In all these therapies, regulators will have to assess the risks and benefits. That will be easier when small risks of mistakes are set against the benefits of curing a fatal disease.

The flipside is that the rush to CRISPR is due to the possibility of potential millions in the business. It is exemplified by the topical advent of CRISPR start-up firms, initial public offerings and venture capital funding rounds that are rising at astounding rates.

Global CRISPR market is estimated to grow at a compound annual growth rate of 33.26 per cent to reach a total market size of $3,086.69 million by 2023 from $551.24 million in 2017.

The Sage of Omaha Warren Buffett, admired for the wisdom he shares with young people around the world, has an apt quote for the gene editing boom: “Be greedy when others are fearful and be fearful when others are greedy.” The rush for CRISPR is a classic case to be fearful.

CRISPR solutions are transforming four significant markets: therapeutic development, agricultural biotechnology, industrial biotechnology, basic and applied biological research and all of them are getting enormous investments from renowned firms.

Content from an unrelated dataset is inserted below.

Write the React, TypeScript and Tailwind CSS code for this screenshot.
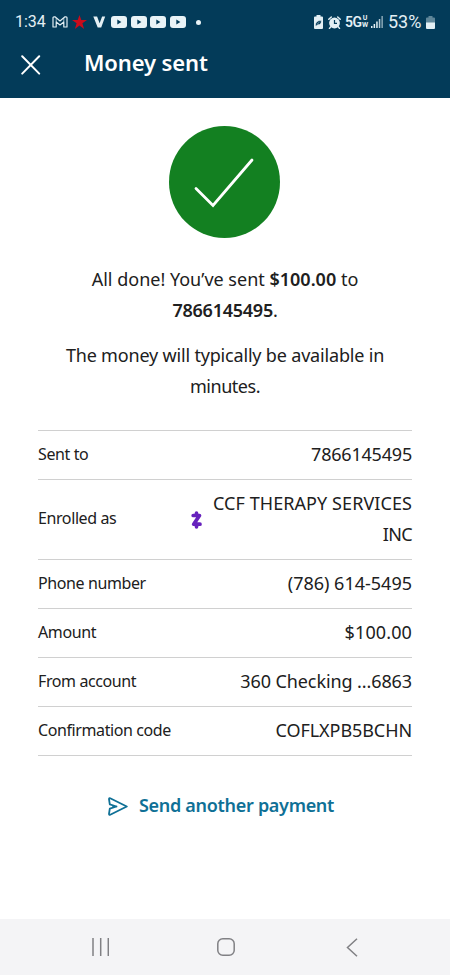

Large biotech companies and pharmaceuticals like Novartis, Vertex and Bayer AG have skin in the game exploring novel techniques to evolve their drug discovery and development processes, and establishing strategic alliances with crucial CRISPR technology companies to construct gene-based therapies for various genetic diseases.

Evolution of CRISPR technology has transformed gene editing playing field. Not limited to its use as a therapeutic tool, the pharmaceutical industry has found a silver bullet for drug discovery.

CRISPR provides the opportunity to study and alter all types of cell in the human body at a commercially viable pace and cost.

At this momentous time of change, CRISPR technology firms and pharmaceutical giants could do well to have some faith in the Bible.

Matthew, Chapter 6, Verse 24: “No one is able to serve two masters, for either he will hate the one and he will love the other, or he will be devoted to the one and he will despise the other. You cannot serve both God and Mammon.”

CRISPR ownership fight

Scientists Feng Zhang and Jennifer Doudna are the faces behind the fierce patent battle
  • May 2012 UC Berkeley filed a patent application with the US Patent and Trademark Office (USPTO) for the use of CRISPR-Cas9 to edit genes in various types of cells. The application was based on a landmark research, which was to be published a month later.
  • June 2012 The research team from UC Berkeley published what many biotechnology experts cite as the first academic paper on CRISPR-Cas9. The study, published in the journal Science, detailed how CRISPR-Cas9 may be exploited to edit genes. The research team was led by UC Berkeley biochemist Jennifer Doudna, who some experts credit with creating CRISPR.
  • December 2012 The Broad Institute and the Massachusetts Institute of Technology, also based in Cambridge, Massachusetts, filed a patent application for the use of CRISPR-Cas9 to modify DNA in eukaryotic cells. The patent is based on research conducted by Feng Zhang, a molecular biologist affiliated with both the Broad Institute and MIT.
  • April 2014 The USPTO granted the patent filed in December 2012 to the Broad Institute, MIT and Zhang. The patent, titled “CRISPR-Cas systems and methods for altering expression of gene products,” covers a method of editing plant and animal DNA using CRISPR-Cas9.UC Berkeley contested the USPTO’s decision to grant the Broad Institute the patent. The Broad Institute has maintained the patent it received draws on Zhang’s original research.
  • February 2017 The USPTO ruled in favour of Broad Institute, upholding the institute’s patent on editing DNA in plants and animals. Doudna’s team appealed the decision.
  • April 2018 The US Court of Appeals heard arguments from UC Berkeley, during which the university attempted to prove USPTO had not had “substantial evidence” to support its February 2017 finding. The court is expected to release a ruling on the case this summer.
  • June 2018 The USPTO granted a team of UC Berkeley researchers the university’s first-ever patents related to CRISPR gene editing—one patent that covers the use of CRISPR-Cas9 to edit single-stranded RNA, and a second patent that covers the use of CRISPR-Cas9 for editing genome regions of 10 to 15 nucleotides long.